Efficiently grouping similar numbers together [dup

2019-03-04 14:31发布

问题:

Possible Duplicate:
1D Number Array Clustering

I have an array of numbers like [1, 20, 300, 45, 5, 60, 10, 270, 3]. What is an efficient algorithm for grouping these numbers together based on proximity? In this case I'd expect something like [1, 3, 5], [20, 45, 60] and [270, 300].

回答1:

The hardest part of what you are asking is how to actually define proximity. What would you expect the output to be from [5,10,15,20]? Would it be the same groupings as for [500,1000,1500,2000]?

What about [1,2,3,5,7,8,9]? Should there be one group or three? (or two?).
What about [1,2,3,5,7,8,9,1075,4000]? Do 1075 and 4000 become grouped together?
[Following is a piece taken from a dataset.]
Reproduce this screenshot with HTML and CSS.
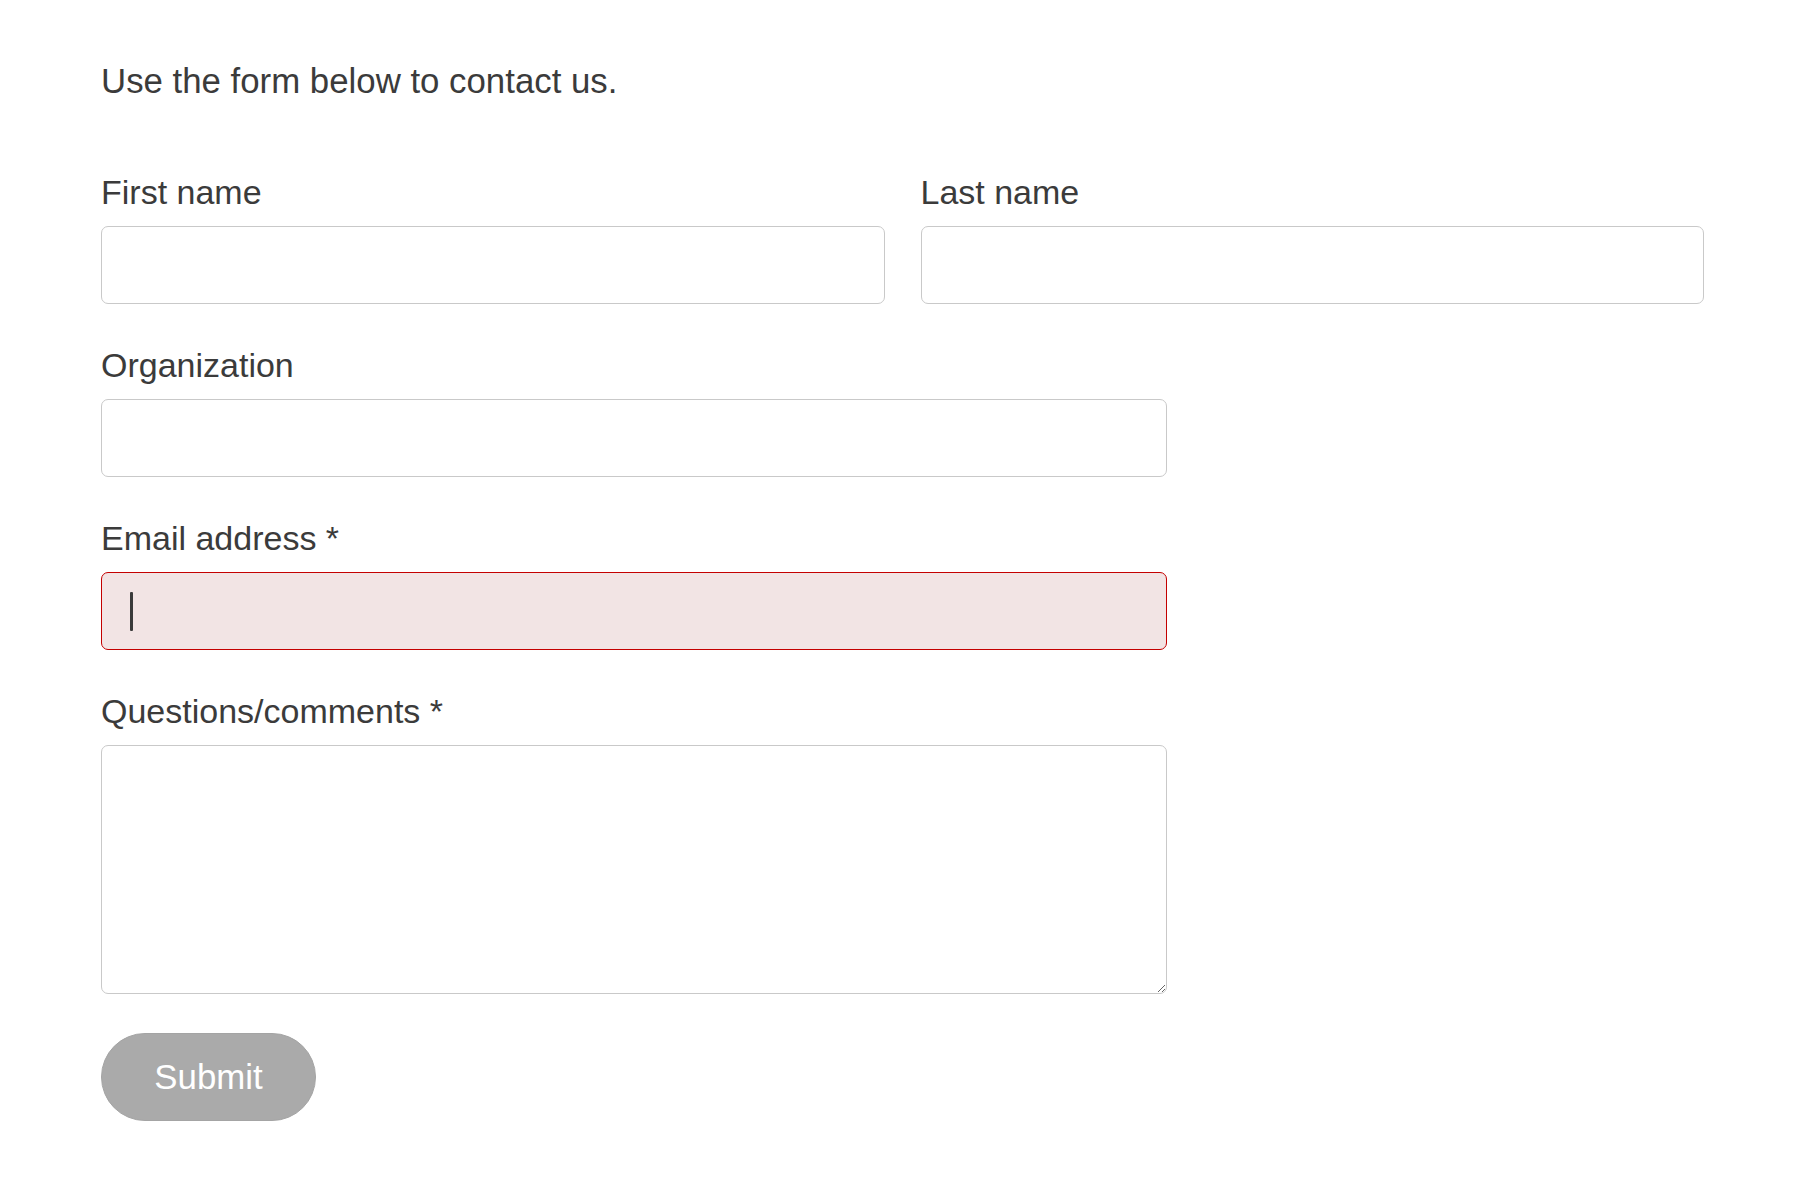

Does the groupings of the smaller numbers become changed by the larger numbers in the sample?

This question is something asked by an entire field of Machine Learning: Cluster Analysis Perhaps this related question will help?

I think what you want is K-means clustering (helpfully linked to in the related question), but you need to know how many groups you want to split your data into to use it.



回答2:

This might be massive overkill, but you might want to look into hierarchical clustering algorithms. These algorithms group together values into a hierarchy, from which you can easily extract the best k clusters. Agglomerative clustering is probably the easiest of these approaches to implement, and from experience it tends to produce very good clusters.

Hope this helps!